▸ Given data
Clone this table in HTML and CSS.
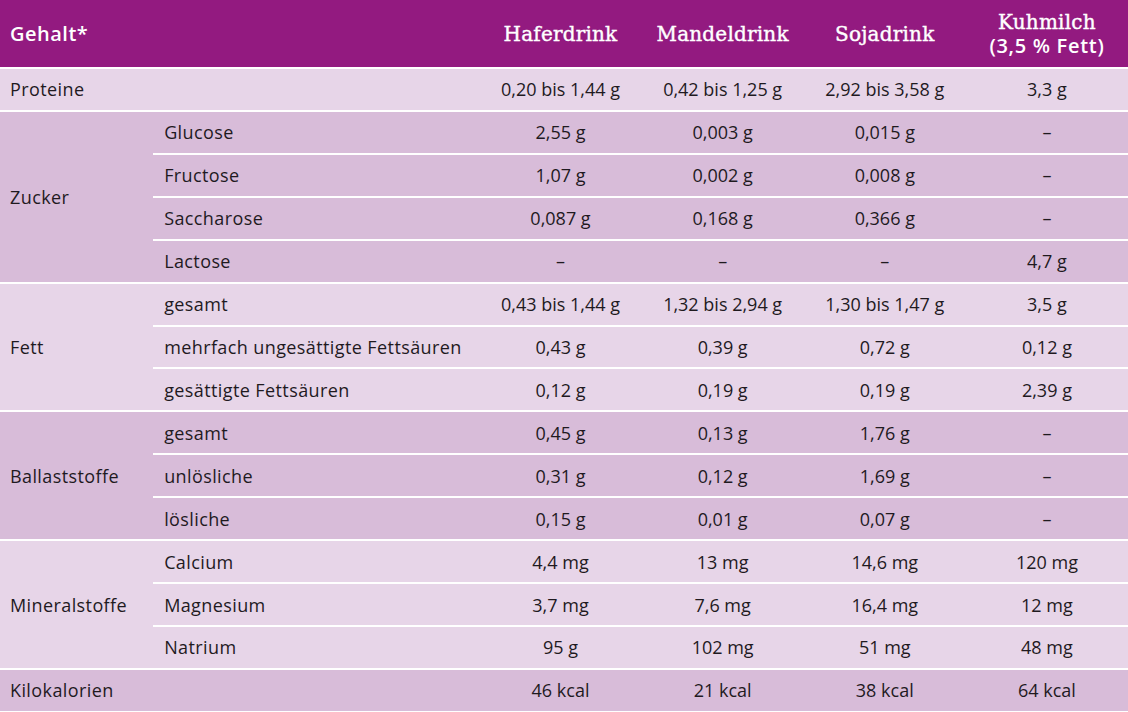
FILE: index.html
```html
<!DOCTYPE html>
<html lang="de">
<head>
<meta charset="utf-8">
<link rel="stylesheet" href="styles.css">
</head>
<body>
<table class="nt">
<colgroup>
<col class="c-group"><col class="c-sub"><col class="c-val"><col class="c-val"><col class="c-val"><col class="c-val">
</colgroup>
<thead>
<tr class="head">
<th class="h-gehalt" colspan="2">Gehalt*</th>
<th class="h-prod">Haferdrink</th>
<th class="h-prod">Mandeldrink</th>
<th class="h-prod">Sojadrink</th>
<th class="h-prod h-milk">Kuhmilch<br><span class="h-sub">(3,5 % Fett)</span></th>
</tr>
</thead>
<tbody class="light">
<tr><td class="lab" colspan="2">Proteine</td><td>0,20 bis 1,44 g</td><td>0,42 bis 1,25 g</td><td>2,92 bis 3,58 g</td><td>3,3 g</td></tr>
</tbody>
<tbody class="dark">
<tr><td class="lab" rowspan="4">Zucker</td><td class="sub">Glucose</td><td>2,55 g</td><td>0,003 g</td><td>0,015 g</td><td>–</td></tr>
<tr><td class="sub">Fructose</td><td>1,07 g</td><td>0,002 g</td><td>0,008 g</td><td>–</td></tr>
<tr><td class="sub">Saccharose</td><td>0,087 g</td><td>0,168 g</td><td>0,366 g</td><td>–</td></tr>
<tr><td class="sub">Lactose</td><td>–</td><td>–</td><td>–</td><td>4,7 g</td></tr>
</tbody>
<tbody class="light">
<tr><td class="lab" rowspan="3">Fett</td><td class="sub">gesamt</td><td>0,43 bis 1,44 g</td><td>1,32 bis 2,94 g</td><td>1,30 bis 1,47 g</td><td>3,5 g</td></tr>
<tr><td class="sub">mehrfach ungesättigte Fettsäuren</td><td>0,43 g</td><td>0,39 g</td><td>0,72 g</td><td>0,12 g</td></tr>
<tr><td class="sub">gesättigte Fettsäuren</td><td>0,12 g</td><td>0,19 g</td><td>0,19 g</td><td>2,39 g</td></tr>
</tbody>
<tbody class="dark">
<tr><td class="lab" rowspan="3">Ballaststoffe</td><td class="sub">gesamt</td><td>0,45 g</td><td>0,13 g</td><td>1,76 g</td><td>–</td></tr>
<tr><td class="sub">unlösliche</td><td>0,31 g</td><td>0,12 g</td><td>1,69 g</td><td>–</td></tr>
<tr><td class="sub">lösliche</td><td>0,15 g</td><td>0,01 g</td><td>0,07 g</td><td>–</td></tr>
</tbody>
<tbody class="light">
<tr><td class="lab" rowspan="3">Mineralstoffe</td><td class="sub">Calcium</td><td>4,4 mg</td><td>13 mg</td><td>14,6 mg</td><td>120 mg</td></tr>
<tr><td class="sub">Magnesium</td><td>3,7 mg</td><td>7,6 mg</td><td>16,4 mg</td><td>12 mg</td></tr>
<tr><td class="sub">Natrium</td><td>95 g</td><td>102 mg</td><td>51 mg</td><td>48 mg</td></tr>
</tbody>
<tbody class="dark">
<tr><td class="lab" colspan="2">Kilokalorien</td><td>46 kcal</td><td>21 kcal</td><td>38 kcal</td><td>64 kcal</td></tr>
</tbody>
</table>
</body>
</html>
```
FILE: styles.css
```css
html, body {
  margin: 0;
  padding: 0;
  background: #ffffff;
}
.nt {
  width: 1128px;
  border-collapse: collapse;
  table-layout: fixed;
  font-family: "Open Sans", "Liberation Sans", sans-serif;
  font-size: 18px;
  color: #1f1a1f;
}
.c-group { width: 153px; }
.c-sub { width: 326px; }
.c-val { width: 162px; }
.head {
  background: #931a80;
  color: #ffffff;
  height: 68px;
}
.head th {
  padding: 0;
  font-weight: normal;
  vertical-align: middle;
}
.h-gehalt {
  text-align: left;
  padding-left: 10px !important;
  font-family: "Open Sans", "Liberation Sans", sans-serif;
  font-weight: 600 !important;
  font-size: 20px;
  letter-spacing: 0.5px;
}
.h-prod {
  text-align: center;
  font-family: "DejaVu Serif", "Liberation Serif", serif;
  font-size: 20px;
  line-height: 24px;
  letter-spacing: 0.2px;
  -webkit-text-stroke: 0.4px #ffffff;
}
.h-sub {
  font-family: "Open Sans", "Liberation Sans", sans-serif;
  font-weight: 600;
  font-size: 20px;
  letter-spacing: 0.7px;
  -webkit-text-stroke: 0;
}
td {
  height: 40.93px;
  padding: 0;
  text-align: center;
  vertical-align: middle;
  border-top: 2px solid #ffffff;
  white-space: nowrap;
}
.light td { background: #e7d5e8; }
.dark td { background: #d8bcd9; }
td.lab {
  text-align: left;
  padding-left: 10px;
  letter-spacing: 0.4px;
}
td.sub {
  text-align: left;
  padding-left: 11px;
  letter-spacing: 0.4px;
}
```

▸ Exercise goal
Look through the data and gather every line with the string "table" in it.

▸ Task solution
Clone this table in HTML and CSS.
<table class="nt">
</table>
  table-layout: fixed;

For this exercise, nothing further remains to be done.